Man könnte sich wirklich totärgern.
Hier bin ich auch nicht zum Zuge gekommen...
http://www.intrado.de/funnyauctions/auction_135.jpg


----------



## PvW (7 März 2004)

Moin Dino!
*[lemmiB/]*
Wie der Zufall es will,kann ich Dir da vielleicht behilflich sein...

Es ist mir- echt und ehrlich - gelungen, an mehrere Plaketten dieser
unwiderstehlichen Reliquie zu gelangen.
Du weißt,wie Du mich erreichst.
Aber flux - Du weißt schon:
Einerseits die Nachfrage - andrerseits das böse MHD ;gerade bei jenen,
die ich unter Einsatz aller Überzeugungskraft auch aus den zerbrochenen
Gebinden den Klauen der StraßenReinigungsKräfte zu entringen in der Lage war...

FallWinkelBedingt und glasbruchtechnisch sind einige Objekte
leider (*seufz*) in Scheibchen zerfallen.

So Du - pekuniär bedacht - vielleicht an einem solchen Objekt Interesse
hast,werde ich Dir exklusiv - qua alter Bekanntschaft - selbstredend
einen großherzigen Rabatt einräumen können.

*[Bimmel]*

Nicht richtig wichtig,aber lesenswert:

*Telepolis* dazu


 :roll: 

Grüße von der PackEisGrenze

Piet


----------



## ChristianEsser (7 März 2004)

@all,
irgendwie wundere ich mich manchmal über die Versandkosten bei ebay. 4,90 € für so ein Glas Gurken? Schließlich muss man sie ja nicht 1000 fach in Watte einpacken, denn so wertvoll sind sie nun auch nicht.

Gruß

Christian


----------



## Avor (7 März 2004)

> Schließlich muss man sie ja nicht 1000 fach in Watte einpacken, denn so wertvoll sind sie nun auch nicht.



Hallo Christian,

doch, die sind schon wertvoll, schließlich sind das alles Grüne Super-Gurken, die Daniel heißen und rufen "Hilfe, holt uns hier raus!  


Gruß Avor


----------



## Fidul (9 März 2004)

Pah, verschreckte Gurken...

Vor einiger Zeit gab es bei Ebay einen Flugzeugträger. Leider ohne Bewaffnung und Zubehör...  :cry:


----------



## Dino (9 März 2004)

...und nur an Selbstabholer  !


----------



## Agavenwurm2 (10 März 2004)

Ich bin ein Star, schneidet mich hier raus!!!

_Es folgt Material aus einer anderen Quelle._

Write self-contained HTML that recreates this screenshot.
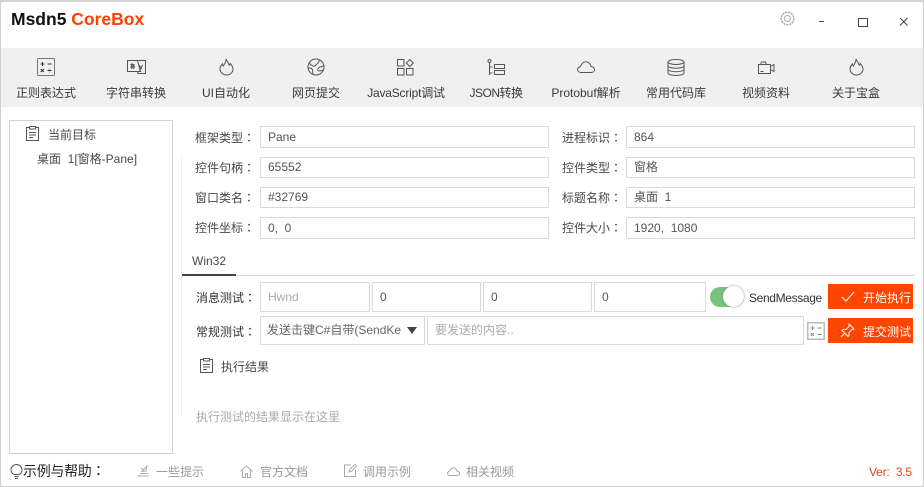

http://cgi.ebay.de/ws/eBayISAPI.dll?ViewItem&item=3277830143&category=40840
Hier war sogar Körperkontakt mit Herrn D. K. aus E. in B. gegeben


----------



## Dino (11 März 2004)

3 Euronen für 'ne doofe Gurke! Das ist schon happig! Aber noch besser sind die Versandkosten.
WER IN GOTTES NAMEN ZAHLT 9 EURONEN FÜR DEN VERSAND EINER MINI-GURKE?????


----------